Hearings on legislation to set up the Super City are currently being held in Auckland.


An expert on riwai Maori, or Maori potatoes has been in hot demand in Korea.

Nick Roskruge from Tahuri Whenua, the Maori vegetable growers association, says the Koreans were keen to tap into his horticultural knowledge.

“Training some of the farmers not so much in riwai but in vegetable production. A lot of them are still farming small pieces of land and doing it the old way. It’s about upskilling a little bit, some of their soil management and irrigation and those sorts of things, just to be a little smarter and meet some of the market expectations,” he says.

Mr Roskruge, from Te Atiawa and Ngati Tama Ariki, says Korean farmers want to boost production but are conscious of the need for sustainable soil management, something Maori have traditionally understood.


Controversial Tai Tokerau MP Hone Harawira says criticism of him for suggesting chains be dropped in the Kaipara harbour in protest at plans to build a sea-turbine power plant is unfair.

Mr Harawira says feelings are running hot around the Kaipara at the proposal that threatens one of the country's best schnapper fisheries and methods of protest emerged during a public meeting he was chairing on the foreshore and seabed on Friday.

“But in fact it was an old Pakeha guy who talked about dropping chains. It was another old Pakeha guy who talked about dropping cars and then an older Maori guy got up to say that in fact some of his nephews had been talking about the same thing,” Mr Harawira says.

He says Maori and Pakeha are extremely upset because National MPs from the area will not front to defend the station intended to provide power for Auckland.


A new book released yesterday on the life of historical writer Elsdon Best aims to shed light on his relationship with Tutakangahau of Maungapohatu, who the budding anthropologist described in 1895 as the last of the old time Maori.

Best of Both Worlds has been penned by Canterbury-based Jeffrey Paparoa Holman, who worked as a shearer, sawmiller and social worker before graduating from university with degrees in te reo and Maori studies.

He says there is little written about Elsdon Best, who worked and lived in the Urewera for 15 years, and Tutakangahau, who provided him with a lot of information on te ao Maori.

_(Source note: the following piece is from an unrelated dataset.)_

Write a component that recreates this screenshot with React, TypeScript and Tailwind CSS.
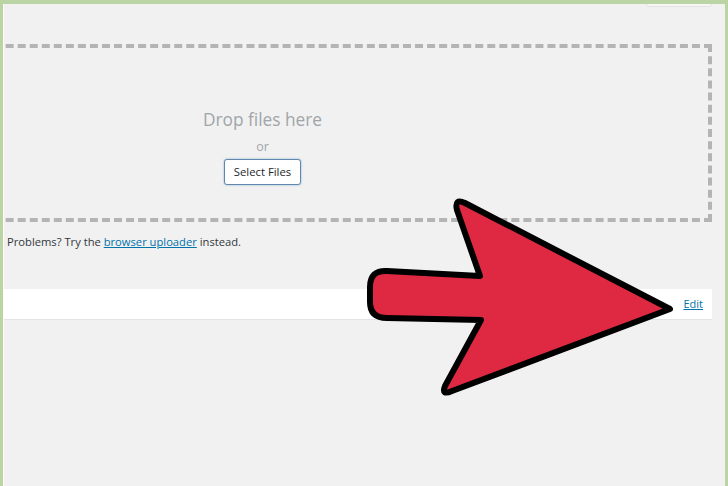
import React from 'react';

function Arrow() {
  return (
    <svg
      className="pointer-events-none absolute left-0 top-0"
      width={728}
      height={486}
      viewBox="0 0 728 486"
    >
      <path
        d="M667 305 L462 199 Q451 194 454 206 L477 272 L384 267 Q367 266 367 283 L367 298 Q367 314 384 314 L478 316 L442 382 Q438 392 449 387 Z"
        fill="#df2942"
        stroke="#000"
        strokeWidth={6}
        strokeLinejoin="round"
      />
    </svg>
  );
}

export default function App() {
  return (
    <div
      className="relative h-[486px] w-[728px] overflow-hidden border-l-[3px] border-r-[3px] border-t-[4px] border-[#bad4a4] bg-[#f1f1f1]"
      style={{ fontFamily: '"Open Sans", "Liberation Sans", sans-serif' }}
    >
      <div className="h-full overflow-hidden border-l border-white pr-[13px]">
        <div className="flex h-[40px] justify-end">
          <div className="-mt-[24px] h-[27px] w-[66px] rounded-[3px] border border-[#e2e2e2] bg-[#f7f7f7]" />
        </div>
        <div className="ml-[-191px] flex h-[178px] w-[899px] flex-col items-center border-4 border-dashed border-[#b4b4b4] pt-[61px]">
          <div className="text-[17.3px] leading-[22px] text-[#a0a5aa]">Drop files here</div>
          <div className="mt-[7px] text-[12.5px] leading-[17px] text-[#a0a5aa]">or</div>
          <button className="mt-[4px] h-[26px] rounded-[3px] border border-[#5f88b0] bg-white px-[9px] text-[11.3px] text-[#23282d] shadow-[0_0_2px_rgba(30,100,160,0.5)]">
            Select Files
          </button>
        </div>
        <p className="mt-[11px] pl-[3px] text-[11.2px] leading-[18px] text-[#32373c]">
          Problems? Try the{' '}
          <a className="text-[#0073aa] underline" href="#">
            browser uploader
          </a>{' '}
          instead.
        </p>
        <div className="mt-[38px] flex h-[31px] items-center justify-end border-b border-[#e2e4e7] bg-white pr-[9px]">
          <a className="text-[11px] text-[#0073aa] underline" href="#">
            Edit
          </a>
        </div>
      </div>
      <Arrow />
    </div>
  );
}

Dr Holman says his book examines the two men’s lives and how their stories intertwine.

“There was advantage on both sides and I don’t think Tutakangahau actually held back very much at all and it’s a really gripping story and I think any one who’s interested in that area, whether they like my book or not, will find something about the relationship between these two men which raises a lot of questions which I think are really worth asking,” Mr Holman says.

Those questions includes their spiritual and religious views.

Best of Both Worlds, the story of Elsdon Best and Tutakangahau is published by Penguin.


The executive director of Maori dance troupe Atamira says new technologies are opening exciting opportunities for performers and their audiences.

Moss Patterson from Ngati Tuwharetoa says the Tokyo Performing arts market he attending is opening his eyes to new theatrical opportunities, such as YouTube and live streaming of shows to websites.

Moss Patterson says he hopes to forge relationships at the arts market which will open the way for collaborative performances with dancers at the cutting edge of modern dance.